Среди причин, вызвавших к жизни булгаринские мемуары, нельзя сбрасывать со счетов и изменившуюся общественную атмосферу, сопровождавшуюся усилением цензурного гнета: начало 1840‐х гг. отмечено резкими конфликтами Булгарина с цензурой7, осложнением отношений с властными структурами. Так, в период хлопот (которые велись через графа А. Ф. Орлова) о разрешении печатать в «Северной пчеле» частные объявления Булгарин писал Н. И. Гречу 15 июня 1844 г.: «…я ни за какие блага в мире не пойду к графу О[рлову]. <…> Граф О[рлов] – быть может, человек прекраснейший, но я его вовсе не знаю, и чужд ему. Полагаю даже, что он из числа тех русаков, которые вменяют мне в преступление мою наполеоновскую службу <…>. Зачем же мне унижать седую голову мою, склоняя ее перед человеком, который не хочет или не умеет постигнуть тогдашнего моего положения?»8 Близко по духу и булгаринское письмо к Л. В. Дубельту от 21 ноября того же года9. Сложившиеся обстоятельства могли спровоцировать желание завершить «Воспоминаниями» литературную карьеру и окончательно осесть в своем прибалтийском имении Карлово под Дерптом.
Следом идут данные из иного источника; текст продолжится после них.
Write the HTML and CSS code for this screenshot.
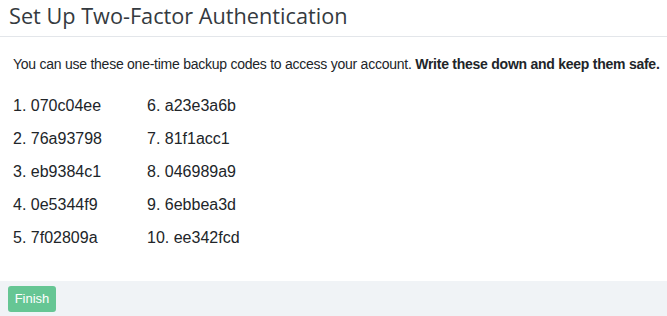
FILE: index.html
```html
<!DOCTYPE html>
<html>
<head>
<meta charset="utf-8">
<link rel="stylesheet" href="styles.css">
</head>
<body>
<div class="modal">
  <div class="modal-header">
    <h1 class="title">Set Up Two-Factor Authentication</h1>
  </div>
  <div class="modal-body">
    <p class="intro">You can use these one-time backup codes to access your account. <strong>Write these down and keep them safe.</strong></p>
    <div class="codes">
      <ol class="col">
        <li>1. 070c04ee</li>
        <li>2. 76a93798</li>
        <li>3. eb9384c1</li>
        <li>4. 0e5344f9</li>
        <li>5. 7f02809a</li>
      </ol>
      <ol class="col">
        <li>6. a23e3a6b</li>
        <li>7. 81f1acc1</li>
        <li>8. 046989a9</li>
        <li>9. 6ebbea3d</li>
        <li>10. ee342fcd</li>
      </ol>
    </div>
  </div>
  <div class="modal-footer">
    <button class="btn-finish">Finish</button>
  </div>
</div>
</body>
</html>
```
FILE: styles.css
```css
* { box-sizing: border-box; }
html, body { margin: 0; padding: 0; background: #fff; }
body { font-family: "Liberation Sans", Arial, sans-serif; color: #212529; }
.modal { width: 667px; height: 316px; display: flex; flex-direction: column; }
.modal-header {
  height: 37px;
  border-bottom: 1px solid #e3e6ea;
  padding: 0 9px;
  display: flex;
  align-items: center;
}
.title {
  margin: 0;
  font-family: "Open Sans", sans-serif;
  font-weight: 400;
  font-size: 21.7px;
  color: #343a40;
  line-height: 1;
  position: relative;
  top: -2px;
}
.modal-body { flex: 1; padding: 18px 13px 0; }
.intro { margin: 0 0 16px; font-size: 14px; line-height: 18px; color: #212529; white-space: nowrap; letter-spacing: -0.25px; }
.intro strong { font-weight: 700; }
.codes { display: flex; }
.col { list-style: none; margin: 0; padding: 0; width: 134px; }
.col li { font-size: 16px; line-height: 33px; color: #212529; }
.modal-footer {
  height: 35px;
  background: #f0f3f6;
  padding: 5px 8px;
  display: flex;
  align-items: center;
}
.btn-finish {
  height: 26px;
  width: 48px;
  border: none;
  border-radius: 3px;
  background: #66c694;
  color: #fff;
  font-family: "Liberation Sans", Arial, sans-serif;
  font-size: 13px;
  padding: 0;
}
```
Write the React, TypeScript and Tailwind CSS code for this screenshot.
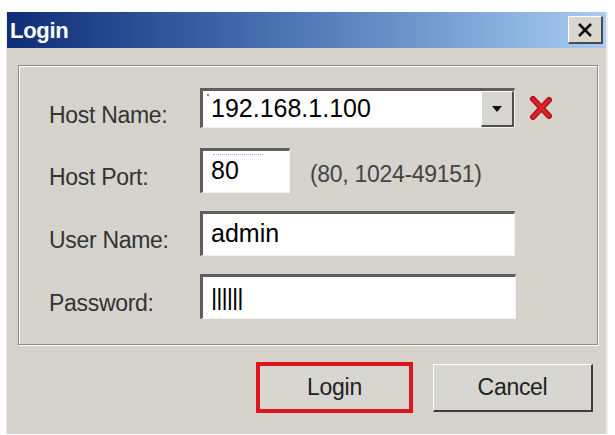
const sunken =
  'bg-white border-t-[3px] border-l-[3px] border-t-[#5e5e5e] border-l-[#5e5e5e] border-b border-r border-b-[#f2f2f2] border-r-[#f2f2f2]'

const Label = ({ text }: { text: string }) => (
  <div className="w-[181px] pl-[30px] pt-[14px] text-[23px] text-[#333] tracking-[-0.3px]">{text}</div>
)

const RedX = () => (
  <svg width="26" height="26" viewBox="0 0 26 26" className="ml-[13px]">
    <path d="M5 4 L21 21 M21 5 L5 22" stroke="#b8121a" strokeWidth="6" strokeLinecap="round" />
    <path d="M5 4 L21 21 M21 5 L5 22" stroke="#d4262c" strokeWidth="3" strokeLinecap="round" />
  </svg>
)

export default function App() {
  return (
    <div className="w-[615px] h-[435px] bg-white pt-[12px] pl-[6px] font-['Liberation_Sans',Arial,sans-serif]">
      <div className="w-[602px] h-[422px] bg-[#d5d3cc] border-l border-r-2 border-[#ececec] flex flex-col">
        <div className="h-[36px] flex items-center justify-between pl-[3px] pr-[3px] bg-gradient-to-r from-[#0f2d78] via-[#5179b6] to-[#a9cdf2]">
          <span className="text-white font-bold text-[22px] tracking-[-0.3px]">Login</span>
          <div className="w-[35px] h-[28px] bg-[#d9d7d0] border-t border-l border-t-white border-l-white border-b-2 border-r-2 border-b-[#4a4a4a] border-r-[#4a4a4a] flex items-center justify-center">
            <svg width="16" height="14" viewBox="0 0 16 14">
              <path d="M2 1 L14 13 M14 1 L2 13" stroke="#111" strokeWidth="2.6" />
            </svg>
          </div>
        </div>

        <div className="flex-1 pl-[11px] pt-[17px]">
          <div className="w-[580px] h-[280px] border border-[#8c8c88] shadow-[inset_1px_1px_0_#fff,1px_1px_0_#fff] pt-[22px] flex flex-col gap-[21px]">
            <div className="flex items-center h-[40px]">
              <Label text="Host Name:" />
              <div className={`${sunken} w-[315px] h-[40px] flex items-center relative`}>
                <span className="absolute left-[4px] top-[3px] w-[2px] h-[2px] bg-[#888]" />
                <span className="flex-1 pl-[8px] text-[25px] text-black">192.168.1.100</span>
                <div className="w-[33px] h-full bg-[#d8d6d0] border-t border-l border-t-white border-l-white border-b-2 border-r-2 border-b-[#505050] border-r-[#505050] flex items-center justify-center">
                  <svg width="12" height="8" viewBox="0 0 12 8">
                    <path d="M1 1 L11 1 L6 7 Z" fill="#111" />
                  </svg>
                </div>
              </div>
              <RedX />
            </div>

            <div className="flex items-center h-[42px]">
              <Label text="Host Port:" />
              <div className={`${sunken} w-[90px] h-[45px] flex items-center relative`}>
                <span className="absolute left-[10px] top-[3px] w-[50px] border-t border-dotted border-[#b0b0b0]" />
                <span className="pl-[8px] text-[25px] text-black">80</span>
              </div>
              <span className="ml-[20px] pt-[8px] text-[23px] text-[#444] tracking-[-0.3px]">(80, 1024-49151)</span>
            </div>

            <div className="flex items-center h-[42px]">
              <Label text="User Name:" />
              <div className={`${sunken} w-[315px] h-[45px] flex items-center`}>
                <span className="pl-[8px] text-[25px] text-black">admin</span>
              </div>
            </div>

            <div className="flex items-center h-[42px]">
              <Label text="Password:" />
              <div className={`${sunken} w-[316px] h-[45px] flex items-center`}>
                <span className="pl-[8px] text-[24px] text-black font-light tracking-[-1px]">||||||</span>
              </div>
            </div>
          </div>

          <div className="w-[575px] flex justify-end items-center gap-[20px] mt-[17px]">
            <div className="w-[157px] h-[51px] border-[4px] border-[#e0141c] bg-[#d8d6d0] flex items-center justify-center">
              <span className="text-[23px] text-[#222] tracking-[-0.3px]">Login</span>
            </div>
            <div className="w-[160px] h-[48px] bg-[#d8d6d0] border-t border-l border-t-white border-l-white border-b-2 border-r-2 border-b-[#3c3c3c] border-r-[#3c3c3c] flex items-center justify-center">
              <span className="text-[23px] text-[#222] tracking-[-0.3px]">Cancel</span>
            </div>
          </div>
        </div>
      </div>
    </div>
  )
}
Нельзя исключать и влияние на Булгарина его ближайшего соратника Н. И. Греча, опубликовавшего в 1830‐х гг. несколько мемуарных очерков, в которых тот утверждал память как единственную оставшуюся творческую силу: «А мы, запоздалые, что создадим в камере-обскуре, действительно темной храмине нашего воображения? <…> Все, что я ни делаю, о чем ни помышляю, сбивается у меня на воспоминания»10. Наконец, немаловажным биографическим моментом, инициирующим подведение итогов, мог быть пятидесятилетний юбилей Булгарина, пришедшийся на 1839 г.
К началу работы над «Воспоминаниями» Булгарин не был новичком в мемуаристике. В какой-то мере своеобразной подготовкой к ней стала его деятельность как автора некрологов, печатавшихся на страницах «Северного архива», «Литературных листков» и «Северной пчелы», в этом качестве он был хорошо известен читателю. Обращаясь в апреле 1845 г. к Л. В. Дубельту за материалами для биографии недавно умершего Н. С. Мордвинова, Булгарин, явно преувеличивая количество своих статей-некрологов, писал: «Судьба предоставила мне печальную обязанность быть биографом почти всех замечательных лиц, скончавшихся в России, в течение 26 лет»11. Некоторые статьи, посвященные знакомым Булгарину лицам, перерастали формальное жанровое задание, включая мемуарный элемент12. В периодике не раз появлялись мемуарные сочинения Булгарина, представлявшие собой по преимуществу очерки-портреты исторических лиц, помещенные в картины быта и нравов эпохи13. По свидетельствам современников, ему удалось живо и точно запечатлеть характерные черты Карамзина, Грибоедова, Крылова. Вместе с тем его мемуарные очерки о выдающихся людях эпохи в силу своей жанровой природы предполагали открыто выраженное личностное начало, организующее воспоминание как текст, в итоге – отблеск славы и величия замечательных современников падал на Булгарина, вызывая негодование литературных противников и провоцируя многочисленные эпиграммы, вроде саркастических строк Вяземского: «К усопшим льнет, как червь, Фиглярин неотвязный…» (1845)14. Однако даже самым непримиримым критикам Булгарина нечего было противопоставить ему как мемуаристу – зачастую он оказывался единственным запечатлевшим облик ушедшего незаурядного человека. Такова была ситуация с возмутившим пушкинское окружение (и вызвавшим у Пушкина желание ответить) мемуарным очерком о Карамзине, названным В. Э. Вацуро «лучшим из современных рассказов об историографе»15.